◆ WHAT TO DO
Look through the material below. Copy every line with the string "page" in it.

◆ MATERIAL TO PROCESS
◇ ◇ ◇ ◇ ◇

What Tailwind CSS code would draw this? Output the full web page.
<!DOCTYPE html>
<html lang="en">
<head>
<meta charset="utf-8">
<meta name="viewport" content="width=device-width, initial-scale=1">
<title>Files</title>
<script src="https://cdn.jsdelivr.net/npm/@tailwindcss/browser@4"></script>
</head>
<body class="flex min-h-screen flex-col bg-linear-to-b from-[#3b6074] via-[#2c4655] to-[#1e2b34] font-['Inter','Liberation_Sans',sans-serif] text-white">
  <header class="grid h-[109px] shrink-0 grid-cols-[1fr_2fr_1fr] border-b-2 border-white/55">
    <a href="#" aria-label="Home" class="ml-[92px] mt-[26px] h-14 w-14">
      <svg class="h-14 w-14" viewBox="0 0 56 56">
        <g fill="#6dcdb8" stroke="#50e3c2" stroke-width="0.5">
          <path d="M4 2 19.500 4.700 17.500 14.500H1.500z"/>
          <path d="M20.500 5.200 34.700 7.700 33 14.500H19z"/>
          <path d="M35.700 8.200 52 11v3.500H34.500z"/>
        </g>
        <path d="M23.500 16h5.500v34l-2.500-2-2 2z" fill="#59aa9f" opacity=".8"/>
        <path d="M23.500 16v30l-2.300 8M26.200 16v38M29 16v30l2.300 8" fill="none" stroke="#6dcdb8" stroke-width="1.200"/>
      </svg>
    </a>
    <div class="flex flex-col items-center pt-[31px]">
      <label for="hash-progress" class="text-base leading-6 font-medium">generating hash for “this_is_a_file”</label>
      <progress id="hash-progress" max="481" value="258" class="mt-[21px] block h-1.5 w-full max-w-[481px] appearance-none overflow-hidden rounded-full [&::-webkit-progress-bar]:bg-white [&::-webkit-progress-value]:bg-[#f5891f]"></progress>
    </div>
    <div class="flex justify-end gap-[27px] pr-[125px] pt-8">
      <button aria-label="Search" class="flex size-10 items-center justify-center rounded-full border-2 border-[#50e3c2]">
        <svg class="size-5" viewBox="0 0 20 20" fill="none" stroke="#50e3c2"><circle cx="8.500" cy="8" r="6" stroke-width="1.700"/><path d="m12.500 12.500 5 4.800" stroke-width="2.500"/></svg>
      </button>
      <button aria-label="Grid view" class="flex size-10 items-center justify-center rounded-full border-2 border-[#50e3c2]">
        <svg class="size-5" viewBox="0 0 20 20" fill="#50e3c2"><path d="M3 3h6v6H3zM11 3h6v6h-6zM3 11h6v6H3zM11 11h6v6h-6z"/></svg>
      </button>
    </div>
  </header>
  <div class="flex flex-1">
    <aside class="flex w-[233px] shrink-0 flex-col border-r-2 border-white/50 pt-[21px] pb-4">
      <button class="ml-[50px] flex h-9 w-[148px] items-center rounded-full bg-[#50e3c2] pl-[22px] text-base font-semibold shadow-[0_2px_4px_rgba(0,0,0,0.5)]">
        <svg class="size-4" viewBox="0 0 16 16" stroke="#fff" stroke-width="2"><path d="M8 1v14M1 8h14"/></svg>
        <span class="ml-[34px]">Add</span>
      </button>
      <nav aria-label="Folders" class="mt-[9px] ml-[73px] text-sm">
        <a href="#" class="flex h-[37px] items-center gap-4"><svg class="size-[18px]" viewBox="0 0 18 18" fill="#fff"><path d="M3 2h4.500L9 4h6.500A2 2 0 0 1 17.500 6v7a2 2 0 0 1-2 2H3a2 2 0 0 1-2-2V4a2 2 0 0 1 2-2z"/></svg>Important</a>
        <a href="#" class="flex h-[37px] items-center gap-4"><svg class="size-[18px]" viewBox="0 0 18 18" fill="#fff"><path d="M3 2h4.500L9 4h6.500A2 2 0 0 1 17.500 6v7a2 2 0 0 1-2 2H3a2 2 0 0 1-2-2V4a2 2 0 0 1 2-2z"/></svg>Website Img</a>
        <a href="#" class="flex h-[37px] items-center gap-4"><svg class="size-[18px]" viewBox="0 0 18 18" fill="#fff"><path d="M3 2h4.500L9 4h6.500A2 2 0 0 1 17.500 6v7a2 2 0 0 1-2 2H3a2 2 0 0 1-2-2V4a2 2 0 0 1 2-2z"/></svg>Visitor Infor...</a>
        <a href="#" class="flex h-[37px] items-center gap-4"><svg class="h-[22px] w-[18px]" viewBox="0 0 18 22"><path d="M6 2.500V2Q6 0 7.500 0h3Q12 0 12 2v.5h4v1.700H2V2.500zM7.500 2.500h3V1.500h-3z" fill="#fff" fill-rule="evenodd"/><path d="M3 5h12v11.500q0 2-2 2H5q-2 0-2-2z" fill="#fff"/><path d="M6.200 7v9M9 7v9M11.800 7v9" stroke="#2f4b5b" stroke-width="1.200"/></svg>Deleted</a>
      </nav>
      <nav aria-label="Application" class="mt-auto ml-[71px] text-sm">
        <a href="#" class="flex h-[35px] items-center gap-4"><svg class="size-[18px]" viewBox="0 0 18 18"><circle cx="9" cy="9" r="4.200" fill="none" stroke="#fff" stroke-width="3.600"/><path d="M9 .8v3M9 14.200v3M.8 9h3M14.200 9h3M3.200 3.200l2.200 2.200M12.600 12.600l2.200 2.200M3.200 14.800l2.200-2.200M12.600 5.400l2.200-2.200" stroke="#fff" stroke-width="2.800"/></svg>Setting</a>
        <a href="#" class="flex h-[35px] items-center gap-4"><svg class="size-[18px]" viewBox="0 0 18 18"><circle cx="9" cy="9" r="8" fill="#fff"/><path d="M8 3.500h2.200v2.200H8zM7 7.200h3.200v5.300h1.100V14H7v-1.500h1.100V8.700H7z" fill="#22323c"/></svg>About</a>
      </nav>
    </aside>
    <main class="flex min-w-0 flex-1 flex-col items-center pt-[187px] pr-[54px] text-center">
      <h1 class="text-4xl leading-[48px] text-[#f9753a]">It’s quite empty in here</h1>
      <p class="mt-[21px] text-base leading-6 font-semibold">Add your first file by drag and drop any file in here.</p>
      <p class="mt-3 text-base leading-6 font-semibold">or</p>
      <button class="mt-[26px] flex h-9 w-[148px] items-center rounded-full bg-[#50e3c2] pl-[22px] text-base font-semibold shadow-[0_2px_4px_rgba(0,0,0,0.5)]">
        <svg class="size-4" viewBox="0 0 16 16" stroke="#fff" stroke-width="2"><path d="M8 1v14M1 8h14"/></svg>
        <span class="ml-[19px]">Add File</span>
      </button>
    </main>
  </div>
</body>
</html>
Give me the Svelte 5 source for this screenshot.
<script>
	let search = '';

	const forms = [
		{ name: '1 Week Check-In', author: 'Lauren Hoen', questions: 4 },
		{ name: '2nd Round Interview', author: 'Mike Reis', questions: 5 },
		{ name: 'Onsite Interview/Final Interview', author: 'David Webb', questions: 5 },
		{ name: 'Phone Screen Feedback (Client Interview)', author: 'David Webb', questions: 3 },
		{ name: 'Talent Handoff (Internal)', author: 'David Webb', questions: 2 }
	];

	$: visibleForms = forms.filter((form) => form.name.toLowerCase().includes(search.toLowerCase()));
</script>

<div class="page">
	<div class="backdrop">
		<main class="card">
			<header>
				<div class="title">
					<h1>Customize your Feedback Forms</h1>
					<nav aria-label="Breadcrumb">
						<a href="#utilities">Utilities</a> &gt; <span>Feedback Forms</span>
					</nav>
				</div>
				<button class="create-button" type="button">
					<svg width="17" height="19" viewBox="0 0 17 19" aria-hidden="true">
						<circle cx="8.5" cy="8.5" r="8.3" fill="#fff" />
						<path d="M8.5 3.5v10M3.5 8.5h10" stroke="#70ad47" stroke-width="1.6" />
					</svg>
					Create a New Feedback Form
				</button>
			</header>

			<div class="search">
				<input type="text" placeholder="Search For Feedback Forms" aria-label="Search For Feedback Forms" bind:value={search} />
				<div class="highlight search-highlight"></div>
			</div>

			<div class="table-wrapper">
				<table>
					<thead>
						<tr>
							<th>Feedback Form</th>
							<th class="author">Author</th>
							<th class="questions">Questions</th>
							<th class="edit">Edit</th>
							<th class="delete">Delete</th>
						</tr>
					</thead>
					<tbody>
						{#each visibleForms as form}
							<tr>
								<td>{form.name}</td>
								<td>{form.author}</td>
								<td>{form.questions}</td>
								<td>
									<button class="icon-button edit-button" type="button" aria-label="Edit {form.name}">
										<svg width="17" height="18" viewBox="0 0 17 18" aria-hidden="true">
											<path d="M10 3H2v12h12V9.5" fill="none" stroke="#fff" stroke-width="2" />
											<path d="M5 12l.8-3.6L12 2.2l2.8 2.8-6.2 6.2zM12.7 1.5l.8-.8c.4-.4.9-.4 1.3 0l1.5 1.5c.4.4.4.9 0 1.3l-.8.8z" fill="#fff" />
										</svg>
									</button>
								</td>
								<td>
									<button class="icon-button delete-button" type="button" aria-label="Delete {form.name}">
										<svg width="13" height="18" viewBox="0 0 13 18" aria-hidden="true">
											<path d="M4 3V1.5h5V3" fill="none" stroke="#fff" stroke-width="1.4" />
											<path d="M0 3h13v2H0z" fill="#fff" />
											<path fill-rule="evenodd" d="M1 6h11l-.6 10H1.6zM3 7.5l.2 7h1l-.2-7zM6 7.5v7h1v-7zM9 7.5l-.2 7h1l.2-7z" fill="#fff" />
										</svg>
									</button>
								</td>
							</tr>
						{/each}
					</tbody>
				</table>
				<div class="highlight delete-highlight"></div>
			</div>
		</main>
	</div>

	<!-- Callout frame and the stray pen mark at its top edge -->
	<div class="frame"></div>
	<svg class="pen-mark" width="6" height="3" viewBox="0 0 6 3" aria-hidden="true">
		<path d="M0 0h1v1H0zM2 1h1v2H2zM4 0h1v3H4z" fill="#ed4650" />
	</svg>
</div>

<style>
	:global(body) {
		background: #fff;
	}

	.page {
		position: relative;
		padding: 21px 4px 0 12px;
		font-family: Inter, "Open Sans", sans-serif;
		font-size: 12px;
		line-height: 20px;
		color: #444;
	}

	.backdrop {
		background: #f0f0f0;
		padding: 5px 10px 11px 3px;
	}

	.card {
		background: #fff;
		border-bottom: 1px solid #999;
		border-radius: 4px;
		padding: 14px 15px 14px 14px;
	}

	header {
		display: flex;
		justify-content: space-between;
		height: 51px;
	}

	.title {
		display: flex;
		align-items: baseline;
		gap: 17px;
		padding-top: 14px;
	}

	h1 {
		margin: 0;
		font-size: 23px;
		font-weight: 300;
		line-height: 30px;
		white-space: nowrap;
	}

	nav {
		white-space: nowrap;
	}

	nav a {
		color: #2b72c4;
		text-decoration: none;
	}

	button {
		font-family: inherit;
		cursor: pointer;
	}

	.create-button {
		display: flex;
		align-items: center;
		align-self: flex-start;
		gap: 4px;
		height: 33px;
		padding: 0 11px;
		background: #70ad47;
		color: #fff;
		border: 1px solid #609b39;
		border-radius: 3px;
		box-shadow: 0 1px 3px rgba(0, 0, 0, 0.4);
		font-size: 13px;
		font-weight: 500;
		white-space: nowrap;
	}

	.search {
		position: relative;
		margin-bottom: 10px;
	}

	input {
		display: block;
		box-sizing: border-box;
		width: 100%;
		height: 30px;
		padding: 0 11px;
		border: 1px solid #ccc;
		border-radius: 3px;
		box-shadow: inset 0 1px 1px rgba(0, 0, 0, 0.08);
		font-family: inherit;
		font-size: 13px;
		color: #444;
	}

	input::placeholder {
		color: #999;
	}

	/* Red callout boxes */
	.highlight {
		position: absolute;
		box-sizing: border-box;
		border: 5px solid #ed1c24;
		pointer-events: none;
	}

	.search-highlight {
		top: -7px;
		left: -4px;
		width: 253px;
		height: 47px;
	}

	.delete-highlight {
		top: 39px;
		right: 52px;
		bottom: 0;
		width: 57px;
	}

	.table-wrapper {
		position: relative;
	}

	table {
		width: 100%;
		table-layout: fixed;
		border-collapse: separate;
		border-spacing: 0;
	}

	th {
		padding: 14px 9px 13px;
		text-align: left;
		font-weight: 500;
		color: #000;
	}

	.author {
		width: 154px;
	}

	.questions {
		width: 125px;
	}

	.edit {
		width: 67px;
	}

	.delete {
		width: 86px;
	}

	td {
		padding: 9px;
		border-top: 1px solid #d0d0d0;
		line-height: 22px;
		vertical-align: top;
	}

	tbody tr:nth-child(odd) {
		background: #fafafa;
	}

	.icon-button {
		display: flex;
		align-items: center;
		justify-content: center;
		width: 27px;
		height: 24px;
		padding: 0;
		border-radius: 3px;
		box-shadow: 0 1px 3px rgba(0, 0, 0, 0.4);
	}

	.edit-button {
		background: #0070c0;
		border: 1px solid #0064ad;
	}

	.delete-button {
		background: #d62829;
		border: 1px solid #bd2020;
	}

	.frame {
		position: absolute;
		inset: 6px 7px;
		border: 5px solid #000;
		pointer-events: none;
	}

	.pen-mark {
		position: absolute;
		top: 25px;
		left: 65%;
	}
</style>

◇ ◇ ◇ ◇ ◇

◆ OUTPUT BELOW
What Tailwind CSS code would draw this? Output the full web page.
<div class="page">
	.page {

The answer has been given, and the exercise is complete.